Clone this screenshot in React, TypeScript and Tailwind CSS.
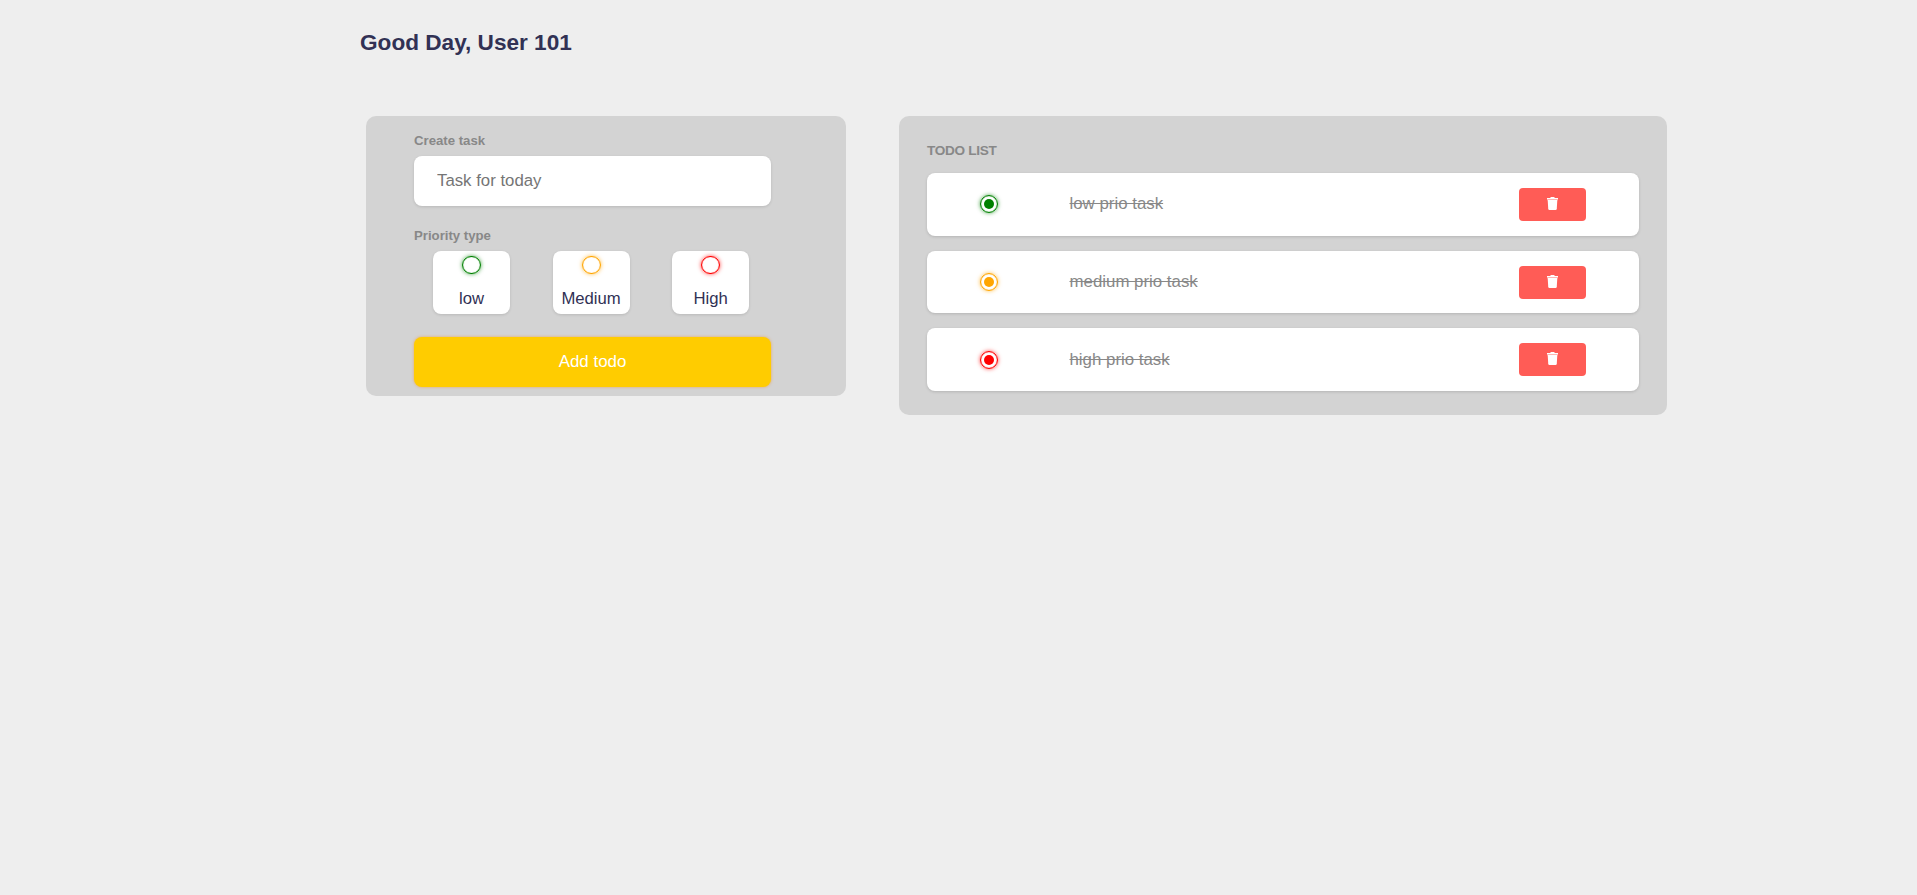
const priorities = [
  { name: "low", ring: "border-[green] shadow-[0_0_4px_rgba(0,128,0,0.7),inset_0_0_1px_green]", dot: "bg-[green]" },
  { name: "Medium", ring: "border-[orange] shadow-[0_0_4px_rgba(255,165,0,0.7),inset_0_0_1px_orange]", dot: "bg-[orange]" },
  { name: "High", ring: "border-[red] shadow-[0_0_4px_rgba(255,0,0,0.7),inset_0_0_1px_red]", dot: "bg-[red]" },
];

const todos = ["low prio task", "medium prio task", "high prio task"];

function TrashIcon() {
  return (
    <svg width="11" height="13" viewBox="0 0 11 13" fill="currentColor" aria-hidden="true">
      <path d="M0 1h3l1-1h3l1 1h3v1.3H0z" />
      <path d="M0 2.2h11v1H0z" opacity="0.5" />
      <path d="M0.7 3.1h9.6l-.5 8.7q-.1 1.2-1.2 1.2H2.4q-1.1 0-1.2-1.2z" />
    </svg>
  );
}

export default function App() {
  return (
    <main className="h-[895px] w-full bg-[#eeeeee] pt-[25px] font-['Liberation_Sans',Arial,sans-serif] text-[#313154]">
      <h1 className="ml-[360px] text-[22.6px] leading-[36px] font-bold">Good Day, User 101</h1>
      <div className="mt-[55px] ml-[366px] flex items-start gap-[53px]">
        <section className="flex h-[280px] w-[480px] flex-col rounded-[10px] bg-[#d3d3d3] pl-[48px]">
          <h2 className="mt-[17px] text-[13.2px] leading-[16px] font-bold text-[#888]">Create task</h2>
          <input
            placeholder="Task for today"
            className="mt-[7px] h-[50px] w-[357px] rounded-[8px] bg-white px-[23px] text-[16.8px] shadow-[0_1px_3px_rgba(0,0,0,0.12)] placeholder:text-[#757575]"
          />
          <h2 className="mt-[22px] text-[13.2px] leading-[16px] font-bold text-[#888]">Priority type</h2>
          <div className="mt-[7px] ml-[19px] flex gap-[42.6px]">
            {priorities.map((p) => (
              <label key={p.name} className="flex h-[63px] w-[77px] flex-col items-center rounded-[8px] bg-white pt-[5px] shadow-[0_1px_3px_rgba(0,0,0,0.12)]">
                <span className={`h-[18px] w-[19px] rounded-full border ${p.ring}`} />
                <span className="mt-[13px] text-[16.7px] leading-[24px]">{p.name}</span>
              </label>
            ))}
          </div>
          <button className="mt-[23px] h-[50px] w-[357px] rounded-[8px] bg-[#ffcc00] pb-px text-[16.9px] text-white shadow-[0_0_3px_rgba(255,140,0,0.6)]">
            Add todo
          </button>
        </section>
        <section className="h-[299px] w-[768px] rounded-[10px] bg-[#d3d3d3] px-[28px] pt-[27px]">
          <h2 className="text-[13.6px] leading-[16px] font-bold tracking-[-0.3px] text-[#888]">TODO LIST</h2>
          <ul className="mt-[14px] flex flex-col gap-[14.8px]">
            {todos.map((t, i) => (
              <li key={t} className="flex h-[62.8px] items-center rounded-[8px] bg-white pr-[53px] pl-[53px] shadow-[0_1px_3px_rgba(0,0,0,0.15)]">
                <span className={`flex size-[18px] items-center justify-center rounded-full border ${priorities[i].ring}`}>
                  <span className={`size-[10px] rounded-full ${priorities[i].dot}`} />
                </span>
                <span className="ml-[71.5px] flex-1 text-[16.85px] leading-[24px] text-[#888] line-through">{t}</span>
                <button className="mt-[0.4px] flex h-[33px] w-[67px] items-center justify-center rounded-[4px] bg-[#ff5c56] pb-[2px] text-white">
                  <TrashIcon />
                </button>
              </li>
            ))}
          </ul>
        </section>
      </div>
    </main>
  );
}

--- --- ---

Return the full material word for word. Do not include the pictures.

Clone this screenshot in React, TypeScript and Tailwind CSS.
const priorities = [
  { name: "low", ring: "border-[green] shadow-[0_0_4px_rgba(0,128,0,0.7),inset_0_0_1px_green]", dot: "bg-[green]" },
  { name: "Medium", ring: "border-[orange] shadow-[0_0_4px_rgba(255,165,0,0.7),inset_0_0_1px_orange]", dot: "bg-[orange]" },
  { name: "High", ring: "border-[red] shadow-[0_0_4px_rgba(255,0,0,0.7),inset_0_0_1px_red]", dot: "bg-[red]" },
];

const todos = ["low prio task", "medium prio task", "high prio task"];

function TrashIcon() {
  return (
    <svg width="11" height="13" viewBox="0 0 11 13" fill="currentColor" aria-hidden="true">
      <path d="M0 1h3l1-1h3l1 1h3v1.3H0z" />
      <path d="M0 2.2h11v1H0z" opacity="0.5" />
      <path d="M0.7 3.1h9.6l-.5 8.7q-.1 1.2-1.2 1.2H2.4q-1.1 0-1.2-1.2z" />
    </svg>
  );
}

export default function App() {
  return (
    <main className="h-[895px] w-full bg-[#eeeeee] pt-[25px] font-['Liberation_Sans',Arial,sans-serif] text-[#313154]">
      <h1 className="ml-[360px] text-[22.6px] leading-[36px] font-bold">Good Day, User 101</h1>
      <div className="mt-[55px] ml-[366px] flex items-start gap-[53px]">
        <section className="flex h-[280px] w-[480px] flex-col rounded-[10px] bg-[#d3d3d3] pl-[48px]">
          <h2 className="mt-[17px] text-[13.2px] leading-[16px] font-bold text-[#888]">Create task</h2>
          <input
            placeholder="Task for today"
            className="mt-[7px] h-[50px] w-[357px] rounded-[8px] bg-white px-[23px] text-[16.8px] shadow-[0_1px_3px_rgba(0,0,0,0.12)] placeholder:text-[#757575]"
          />
          <h2 className="mt-[22px] text-[13.2px] leading-[16px] font-bold text-[#888]">Priority type</h2>
          <div className="mt-[7px] ml-[19px] flex gap-[42.6px]">
            {priorities.map((p) => (
              <label key={p.name} className="flex h-[63px] w-[77px] flex-col items-center rounded-[8px] bg-white pt-[5px] shadow-[0_1px_3px_rgba(0,0,0,0.12)]">
                <span className={`h-[18px] w-[19px] rounded-full border ${p.ring}`} />
                <span className="mt-[13px] text-[16.7px] leading-[24px]">{p.name}</span>
              </label>
            ))}
          </div>
          <button className="mt-[23px] h-[50px] w-[357px] rounded-[8px] bg-[#ffcc00] pb-px text-[16.9px] text-white shadow-[0_0_3px_rgba(255,140,0,0.6)]">
            Add todo
          </button>
        </section>
        <section className="h-[299px] w-[768px] rounded-[10px] bg-[#d3d3d3] px-[28px] pt-[27px]">
          <h2 className="text-[13.6px] leading-[16px] font-bold tracking-[-0.3px] text-[#888]">TODO LIST</h2>
          <ul className="mt-[14px] flex flex-col gap-[14.8px]">
            {todos.map((t, i) => (
              <li key={t} className="flex h-[62.8px] items-center rounded-[8px] bg-white pr-[53px] pl-[53px] shadow-[0_1px_3px_rgba(0,0,0,0.15)]">
                <span className={`flex size-[18px] items-center justify-center rounded-full border ${priorities[i].ring}`}>
                  <span className={`size-[10px] rounded-full ${priorities[i].dot}`} />
                </span>
                <span className="ml-[71.5px] flex-1 text-[16.85px] leading-[24px] text-[#888] line-through">{t}</span>
                <button className="mt-[0.4px] flex h-[33px] w-[67px] items-center justify-center rounded-[4px] bg-[#ff5c56] pb-[2px] text-white">
                  <TrashIcon />
                </button>
              </li>
            ))}
          </ul>
        </section>
      </div>
    </main>
  );
}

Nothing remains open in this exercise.